Automated customer notifications. "On my way" notifications from technicians to customers dramatically reduce "where are they?" calls to your office. When customers get a text that their technician is 20 minutes out, they stop wondering. This is one of the most impactful customer experience improvements you can make at almost no cost.

Structured check-ins vs. ad hoc calling: Establish clear check-in protocols. Some businesses do a morning huddle (5 minutes, reviewing the day's schedule). Others do end-of-day reports from the field. Whatever structure you choose, having a rhythm eliminates the anxiety-driven random check-in calls that break your technicians' focus.

Problem escalation paths: When a worker encounters a problem in the field, they should know exactly who to call and what information to have ready. "Call the office" is not a protocol. "Call the dispatcher with customer name, job number, and the specific issue" is.

Building a High-Performance Field Team

The operational systems above only work if you have the right people executing them. Here's what distinguishes high-performing field service teams:

Accountability without surveillance. Workers who feel tracked every moment resent it and perform worse. Workers who are accountable for outcomes — customer satisfaction, job completion time, quality of work — perform better. Define what success looks like and measure that, not activity.

Regular feedback loops. Weekly or biweekly one-on-ones with each technician, even 15-20 minutes, catch problems early and give workers a chance to raise issues with scheduling, customers, or equipment. Most field service problems that blow up publicly were known to someone on the team weeks earlier.

Clear advancement paths. Good field workers leave when they see no future. Define what a senior technician role looks like versus an entry-level one, what skills are required for advancement, and what the pay difference is. This is especially important as you scale.

Recognition for quality work. Share positive customer reviews with the specific technician who earned them. Recognize workers who complete jobs on time, who generate repeat business from their customer relationships, and who solve problems without escalation. Public recognition costs nothing and has significant impact on morale.

For businesses in specific industries, see how these principles apply in practice: electrical contractors and pest control companies face unique field management challenges that the same principles address.

Strong field service management creates a virtuous cycle: clear information leads to better execution, which leads to happier customers, which leads to more repeat business and better reviews, which drives growth. The operational investment pays off quickly.

Frequently Asked Questions

How do I track my field workers without invading their privacy?

Focus on tracking outcomes rather than real-time location. Job status updates (started, completed), time logs on specific jobs, and customer satisfaction scores give you the visibility you need without constant GPS monitoring.
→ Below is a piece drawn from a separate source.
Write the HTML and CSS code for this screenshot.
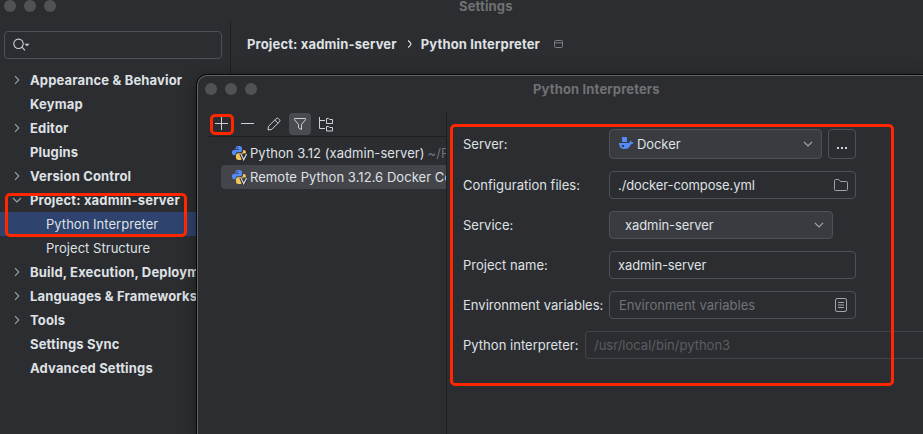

Most field workers accept job-level tracking as reasonable; continuous surveillance feels excessive and damages trust.

What should I include in a job dispatch for field workers?
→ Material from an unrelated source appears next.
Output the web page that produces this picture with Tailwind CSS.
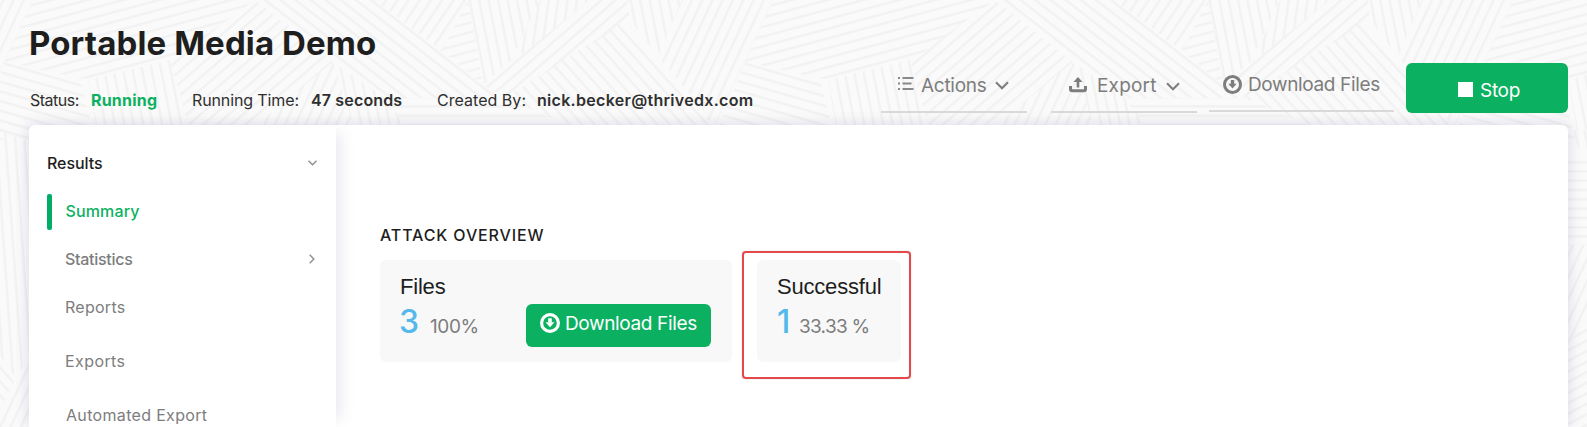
<!DOCTYPE html>
<html lang="en">
<head>
<meta charset="utf-8">
<title>Portable Media Demo</title>
<script src="https://cdn.jsdelivr.net/npm/@tailwindcss/browser@4"></script>
</head>
<body class="relative h-[427px] w-[1587px] overflow-hidden bg-[#fafafa] font-['Inter',sans-serif]">
<!-- Woven line texture behind the page -->
<svg class="absolute inset-0 -z-10" width="1587" height="427" viewBox="0 0 1587 427" aria-hidden="true">
  <defs>
    <pattern id="p0" width="20" height="9.3" patternUnits="userSpaceOnUse"><path d="M0 4h20" stroke="#f2f2f2" stroke-width="2.4"/></pattern>
    <pattern id="pn15" href="#p0" patternTransform="rotate(-15)"/>
    <pattern id="p16" href="#p0" patternTransform="rotate(16)"/>
    <pattern id="pn65" href="#p0" patternTransform="rotate(-65)"/>
    <pattern id="p79" href="#p0" patternTransform="rotate(79)"/>
    <pattern id="p86" href="#p0" patternTransform="rotate(86)"/>
    <pattern id="pn42" href="#p0" patternTransform="rotate(-41)"/>
    <pattern id="p38" href="#p0" patternTransform="rotate(38)"/>
    <pattern id="pn56" href="#p0" patternTransform="rotate(-56)"/>
    <pattern id="pn82" href="#p0" patternTransform="rotate(-82)"/>
    <pattern id="p48" href="#p0" patternTransform="rotate(48)"/>
    <pattern id="pn28" href="#p0" patternTransform="rotate(-28)"/>
    <g id="tile">
      <path fill="url(#pn65)" d="M682 0H773L713 130L700 105L658 57Z"/>
      <path fill="url(#pn15)" d="M33 0H255L170 62L88 80L5 62Z"/>
      <path fill="url(#p16)" d="M5 62L80 80L95 140H-27Z"/>
      <path fill="url(#p79)" d="M88 80L170 60L190 130H97Z"/>
      <path fill="url(#pn42)" d="M255 0L333 62L250 130H190L170 60Z"/>
      <path fill="url(#p38)" d="M257 0H375L483 85L505 98H385Z"/>
      <path fill="url(#pn65)" d="M333 62L355 130H250Z"/>
      <path fill="url(#p79)" d="M333 62L385 98L410 130H355Z"/>
      <path fill="url(#p0)" d="M385 98H505L580 130H405Z"/>
      <path fill="url(#pn56)" d="M375 0H466L442 51Z"/>
      <path fill="url(#pn15)" d="M468 0L442 51L483 85Z"/>
      <path fill="url(#p79)" d="M468 0H540L510 62L483 85Z"/>
      <path fill="url(#pn82)" d="M540 0H590L512 62Z"/>
      <path fill="url(#pn42)" d="M590 0H628L630 20L505 98L483 85Z"/>
      <path fill="url(#p48)" d="M622 22L718 130H580L505 98Z"/>
      <path fill="url(#p79)" d="M628 0H682L658 57L630 20Z"/>
    </g>
  </defs>
  <use href="#tile"/><use href="#tile" x="-740"/><use href="#tile" x="740"/><use href="#tile" x="1480"/>
  <path fill="url(#p16)" d="M0 124H29V141L0 132Z"/>
  <path fill="url(#p86)" d="M0 132L29 141V355L16 378L0 355Z"/>
  <path fill="url(#p48)" d="M0 355L16 378L0 410Z"/>
  <path fill="url(#pn65)" d="M29 355V427H0V410Z"/>
  <path fill="url(#p79)" d="M1568 130H1587V160Z"/>
  <path fill="url(#p0)" d="M1568 160H1587V245H1568Z"/>
  <path fill="url(#pn65)" d="M1568 245H1587V320L1568 345Z"/>
  <path fill="url(#pn28)" d="M1568 345L1587 320V427H1568Z"/>
</svg>

<header class="flex h-[125px] justify-between pr-[19px] pl-[29px]">
  <div class="pt-[23px]">
    <h1 class="h-10 text-[33px] leading-10 font-bold tracking-[0.13px] whitespace-nowrap text-[#1e1e1e]">Portable Media Demo</h1>
    <div class="mt-[27px] ml-px flex h-5 text-base leading-5 whitespace-nowrap text-[#2f2f2f]">
      <span class="w-[61px] tracking-[-0.5px]">Status:</span>
      <span class="w-[101px] font-bold tracking-[0.2px] text-[#0bb161]">Running</span>
      <span class="w-[119px] tracking-[-0.12px]">Running Time:</span>
      <span class="w-[126px] font-semibold tracking-[0.15px]">47 seconds</span>
      <span class="w-[100px] tracking-[0.03px]">Created By:</span>
      <span class="font-semibold tracking-[0.3px]">nick.becker@thrivedx.com</span>
    </div>
  </div>
  <div class="flex items-start pt-[63px] text-[19px] leading-6 whitespace-nowrap text-[#7d7d7d]">
    <button class="flex h-[50px] w-[146px] items-center border-b-2 border-[#d9d9d9] pb-[3px] pl-[17px]">
      <svg class="mb-1 shrink-0" width="16" height="15" viewBox="0 0 16 15" stroke="#8a8a8a" stroke-width="2" fill="none"><path d="M0 2h2M0 7.500h2M0 13h2" stroke-width="1.800"/><path d="M4.500 2H15.500M4.500 7.500H13.500M4.500 13H15.500"/></svg>
      <span class="ml-[7px] w-[74px] text-left tracking-[-0.28px]">Actions</span>
      <svg class="shrink-0" width="14" height="9" viewBox="0 0 14 9" fill="none" stroke="#7d7d7d" stroke-width="2"><path d="M1 1.200L7 7.300L13 1.200"/></svg>
    </button>
    <button class="ml-6 flex h-[50px] w-[146px] items-center border-b-2 border-[#d9d9d9] pb-0.5 pl-[18px]">
      <svg class="mb-0.5 shrink-0" width="18" height="16" viewBox="0 0 18 16" fill="none" stroke="#7d7d7d"><path d="M1.500 9V12.200Q1.500 13.700 3.200 13.700H14.800Q16.500 13.700 16.500 12.200V9" stroke-width="3"/><path d="M9 10.500V3" stroke-width="2.600"/><path d="M9 0L13.500 5H4.500Z" fill="#7d7d7d" stroke="none"/></svg>
      <span class="ml-2.5 w-[69px] text-left tracking-[0.2px]">Export</span>
      <svg class="shrink-0" width="14" height="9" viewBox="0 0 14 9" fill="none" stroke="#7d7d7d" stroke-width="2"><path d="M1 1.200L7 7.300L13 1.200"/></svg>
    </button>
    <button class="ml-3 flex h-[49px] w-[185px] items-center border-b-2 border-[#d9d9d9] pb-[3px] pl-3.5">
      <svg class="mr-[6px] mb-0.5 shrink-0" width="19" height="19" viewBox="0 0 19 19" fill="none" stroke="#7d7d7d"><circle cx="9.500" cy="9.500" r="8" stroke-width="3"/><path d="M9.500 5V9" stroke-width="3.400"/><path d="M5.300 8.700H13.700L9.500 13.600Z" fill="#7d7d7d" stroke="none"/></svg>
      <span class="tracking-[-0.36px]">Download Files</span>
    </button>
    <button class="ml-3 flex h-[50px] w-[162px] items-center rounded-md bg-[#0bb161] pt-1.5 pl-[52px] text-white">
      <span class="mb-1 size-[15px] bg-white"></span>
      <span class="ml-[7px] tracking-[-0.3px]">Stop</span>
    </button>
  </div>
</header>

<main class="mr-[19px] ml-[29px] flex h-[302px] rounded-t-md bg-white shadow-[0_0_14px_rgba(70,70,150,0.19)]">
  <nav class="w-[307px] shrink-0 overflow-y-clip rounded-tl-md pt-3.5 pr-[19px] pl-[18px] text-base text-[#7d7d7d] shadow-[12px_0_14px_-8px_rgba(70,80,140,0.13)]">
    <div class="flex h-12 items-center justify-between font-medium tracking-[-0.07px] text-[#1e1e1e]">Results
      <svg width="9" height="6" viewBox="0 0 9 6" fill="none" stroke="#8a8a8a" stroke-width="1.300"><path d="M.5 .7L4.500 4.800L8.500 .7"/></svg>
    </div>
    <div class="flex h-12 items-center font-medium tracking-[0.15px] text-[#0bb161]"><span class="mt-0.5 mr-[13.500px] h-9 w-[5px] rounded-xs bg-[#00ad66]"></span>Summary</div>
    <div class="flex h-12 items-center justify-between pl-[18px] font-medium tracking-[-0.29px]">Statistics
      <svg class="mr-0.5" width="6" height="10" viewBox="0 0 6 10" fill="none" stroke="#8a8a8a" stroke-width="1.300"><path d="M.7 .8L4.900 5L.7 9.200"/></svg>
    </div>
    <div class="flex h-12 items-center pl-[18px] tracking-[0.27px]">Reports</div>
    <div class="mt-1.5 flex h-12 items-center pl-[18px] tracking-[0.42px]">Exports</div>
    <div class="mt-1.5 flex h-12 items-center pl-[19px] tracking-[0.33px]">Automated Export</div>
  </nav>
  <section class="pt-[100px] pl-11">
    <h2 class="text-base leading-5 font-medium tracking-[0.87px] text-[#1e1e1e]">ATTACK OVERVIEW</h2>
    <div class="mt-[15px] flex gap-[25px]">
      <article class="flex h-[102px] w-[352px] rounded-md bg-[#f8f8f8] pl-[19px]">
        <div class="pt-3.5">
          <h3 class="ml-px font-['Liberation_Sans',sans-serif] text-[22px] leading-[26px] tracking-[-0.2px] text-[#1e1e1e]">Files</h3>
          <div class="mt-1 flex items-baseline whitespace-nowrap text-[#7d7d7d]">
            <span class="w-[31px] text-[32px] leading-9 font-medium text-[#54b9ea]">3</span>
            <span class="text-[19px] tracking-[-0.4px]">100%</span>
          </div>
        </div>
        <button class="mt-11 mr-[21px] ml-auto flex h-[43px] w-[185px] items-center rounded-md bg-[#0bb161] pb-0.5 pl-3.5 text-[19px] whitespace-nowrap text-white">
          <svg class="mr-[5px] mb-[3px] shrink-0" width="20" height="20" viewBox="0 0 19 19" fill="none" stroke="#fff"><circle cx="9.500" cy="9.500" r="8" stroke-width="3"/><path d="M9.500 5V9" stroke-width="3.400"/><path d="M5.300 8.700H13.700L9.500 13.600Z" fill="#fff" stroke="none"/></svg>
          <span class="tracking-[-0.36px]">Download Files</span>
        </button>
      </article>
      <article class="relative h-[102px] w-36 rounded-md bg-[#f8f8f8] pt-3.5 pl-5">
        <h3 class="font-['Liberation_Sans',sans-serif] text-[22px] leading-[26px] tracking-[-0.2px] text-[#1e1e1e]">Successful</h3>
        <div class="mt-1 flex items-baseline whitespace-nowrap text-[#7d7d7d]">
          <span class="w-[22px] text-[32px] leading-9 font-medium text-[#54b9ea]">1</span>
          <span class="text-[19px] tracking-[-0.71px]">33.33 %</span>
        </div>
        <div class="absolute -top-[9px] -left-[15px] h-32 w-[169px] rounded border-[2.500px] border-[#e5484a] shadow-[0_0_1px_#0006]"></div>
      </article>
    </div>
  </section>
</main>
</body>
</html>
A complete dispatch should include: customer name and address, specific work to be done, access instructions (gate codes, parking), tools and parts needed, estimated duration, customer contact preference, and any relevant history (prior service, ongoing issues). Workers who have this information before arrival make far fewer errors.

How do I reduce drive time between field service jobs?

Group jobs by geographic area when building your daily schedule. Assign jobs to technicians based on their starting location. Use mapping software to identify optimal routing before the day starts. Even reducing average drive time by 15 minutes per job adds 1-2 hours of billable capacity per technician per day.

How many jobs can one field service technician handle per day?

It depends heavily on job type and duration. For shorter service calls (1-2 hours), 4-6 jobs per day is typical. For complex installations or repairs (3-4 hours), 2-3 per day is more realistic. Track your actual job durations over time to develop accurate capacity estimates for your specific service mix.